### EXERCISE AIM
Restate the listing that follows word for word, without its pictures.

### SUPPLIED INFORMATION
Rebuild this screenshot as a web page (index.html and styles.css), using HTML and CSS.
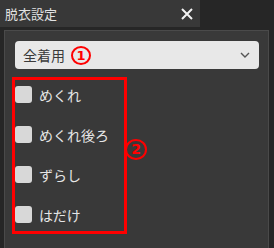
FILE: index.html
```html
<!DOCTYPE html>
<html lang="ja">
<head>
    <meta charset="UTF-8">
    <title>脱衣設定</title>
    <link rel="stylesheet" href="styles.css">
</head>
<body>

<div class="titlebar">
    <div class="tab">
        <span class="title">脱衣設定</span>
        <svg class="close" width="12" height="12" viewBox="0 0 12 12">
            <path d="M1 1 L11 11 M11 1 L1 11" stroke="#f2f2f2" stroke-width="2" fill="none"/>
        </svg>
    </div>
</div>

<div class="panel">
    <div class="select">
        <span class="select-text">全着用</span>
        <span class="mark mark-one">1</span>
        <svg class="chevron" width="10" height="6" viewBox="0 0 10 6">
            <path d="M1 1 L5 5 L9 1" stroke="#555" stroke-width="1.4" fill="none"/>
        </svg>
    </div>

    <div class="options">
        <div class="option"><span class="check"></span><span class="label">めくれ</span></div>
        <div class="option"><span class="check"></span><span class="label">めくれ後ろ</span></div>
        <div class="option"><span class="check"></span><span class="label">ずらし</span></div>
        <div class="option"><span class="check"></span><span class="label">はだけ</span></div>
        <span class="mark mark-two">2</span>
    </div>
</div>

</body>
</html>
```

FILE: styles.css
```css
body {
    margin: 0;
    background-color: #262626;
    font-family: "Noto Sans CJK JP", "Noto Sans", sans-serif;
    width: 274px;
    height: 248px;
    overflow: hidden;
}
.titlebar {
    height: 27px;
    display: flex;
}
.tab {
    width: 200px;
    background-color: #383838;
    display: flex;
    align-items: center;
    justify-content: space-between;
    padding: 0 6px 0 5px;
    box-sizing: border-box;
}
.title {
    color: #e2e2e2;
    font-size: 13px;
    line-height: 27px;
}
.close {
    display: block;
    margin-right: 1px;
}
.panel {
    margin: 3px 0 0 4px;
    width: 265px;
    height: 230px;
    box-sizing: border-box;
    border: 1px solid #4a4a4a;
    background-color: #393939;
    padding: 10px 0 0 10px;
}
.select {
    width: 244px;
    height: 28px;
    box-sizing: border-box;
    background-color: #e8e8e8;
    border-radius: 4px;
    display: flex;
    align-items: center;
    padding: 0 9px 0 8px;
}
.select-text {
    color: #3a3a3a;
    font-size: 14px;
}
.mark {
    color: #f00;
    border: 2px solid #f00;
    border-radius: 50%;
    font-family: "DejaVu Sans", sans-serif;
    font-weight: bold;
    text-align: center;
    box-sizing: border-box;
}
.mark-one {
    width: 20px;
    height: 19px;
    font-size: 13px;
    line-height: 15px;
    margin-left: 6px;
}
.chevron {
    margin-left: auto;
}
.options {
    position: relative;
    margin: 8px 0 0 -3px;
    width: 115px;
    height: 157px;
    box-sizing: border-box;
    border: 3px solid #f00;
    padding: 6px 0 8px 0;
    display: flex;
    flex-direction: column;
    gap: 23px;
}
.option {
    display: flex;
    align-items: center;
    height: 17px;
}
.check {
    width: 17px;
    height: 17px;
    background-color: #d8d8d8;
    border-radius: 3px;
}
.label {
    margin-left: 7px;
    color: #e6e6e6;
    font-size: 14px;
}
.mark-two {
    position: absolute;
    left: 110px;
    top: 59px;
    width: 22px;
    height: 21px;
    font-size: 14px;
    line-height: 17px;
}
```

### TASK OUTPUT
Rebuild this screenshot as a web page (index.html and styles.css), using HTML and CSS.
FILE: index.html
```html
<!DOCTYPE html>
<html lang="ja">
<head>
    <meta charset="UTF-8">
    <title>脱衣設定</title>
    <link rel="stylesheet" href="styles.css">
</head>
<body>

<div class="titlebar">
    <div class="tab">
        <span class="title">脱衣設定</span>
        <svg class="close" width="12" height="12" viewBox="0 0 12 12">
            <path d="M1 1 L11 11 M11 1 L1 11" stroke="#f2f2f2" stroke-width="2" fill="none"/>
        </svg>
    </div>
</div>

<div class="panel">
    <div class="select">
        <span class="select-text">全着用</span>
        <span class="mark mark-one">1</span>
        <svg class="chevron" width="10" height="6" viewBox="0 0 10 6">
            <path d="M1 1 L5 5 L9 1" stroke="#555" stroke-width="1.4" fill="none"/>
        </svg>
    </div>

    <div class="options">
        <div class="option"><span class="check"></span><span class="label">めくれ</span></div>
        <div class="option"><span class="check"></span><span class="label">めくれ後ろ</span></div>
        <div class="option"><span class="check"></span><span class="label">ずらし</span></div>
        <div class="option"><span class="check"></span><span class="label">はだけ</span></div>
        <span class="mark mark-two">2</span>
    </div>
</div>

</body>
</html>
```

FILE: styles.css
```css
body {
    margin: 0;
    background-color: #262626;
    font-family: "Noto Sans CJK JP", "Noto Sans", sans-serif;
    width: 274px;
    height: 248px;
    overflow: hidden;
}
.titlebar {
    height: 27px;
    display: flex;
}
.tab {
    width: 200px;
    background-color: #383838;
    display: flex;
    align-items: center;
    justify-content: space-between;
    padding: 0 6px 0 5px;
    box-sizing: border-box;
}
.title {
    color: #e2e2e2;
    font-size: 13px;
    line-height: 27px;
}
.close {
    display: block;
    margin-right: 1px;
}
.panel {
    margin: 3px 0 0 4px;
    width: 265px;
    height: 230px;
    box-sizing: border-box;
    border: 1px solid #4a4a4a;
    background-color: #393939;
    padding: 10px 0 0 10px;
}
.select {
    width: 244px;
    height: 28px;
    box-sizing: border-box;
    background-color: #e8e8e8;
    border-radius: 4px;
    display: flex;
    align-items: center;
    padding: 0 9px 0 8px;
}
.select-text {
    color: #3a3a3a;
    font-size: 14px;
}
.mark {
    color: #f00;
    border: 2px solid #f00;
    border-radius: 50%;
    font-family: "DejaVu Sans", sans-serif;
    font-weight: bold;
    text-align: center;
    box-sizing: border-box;
}
.mark-one {
    width: 20px;
    height: 19px;
    font-size: 13px;
    line-height: 15px;
    margin-left: 6px;
}
.chevron {
    margin-left: auto;
}
.options {
    position: relative;
    margin: 8px 0 0 -3px;
    width: 115px;
    height: 157px;
    box-sizing: border-box;
    border: 3px solid #f00;
    padding: 6px 0 8px 0;
    display: flex;
    flex-direction: column;
    gap: 23px;
}
.option {
    display: flex;
    align-items: center;
    height: 17px;
}
.check {
    width: 17px;
    height: 17px;
    background-color: #d8d8d8;
    border-radius: 3px;
}
.label {
    margin-left: 7px;
    color: #e6e6e6;
    font-size: 14px;
}
.mark-two {
    position: absolute;
    left: 110px;
    top: 59px;
    width: 22px;
    height: 21px;
    font-size: 14px;
    line-height: 17px;
}
```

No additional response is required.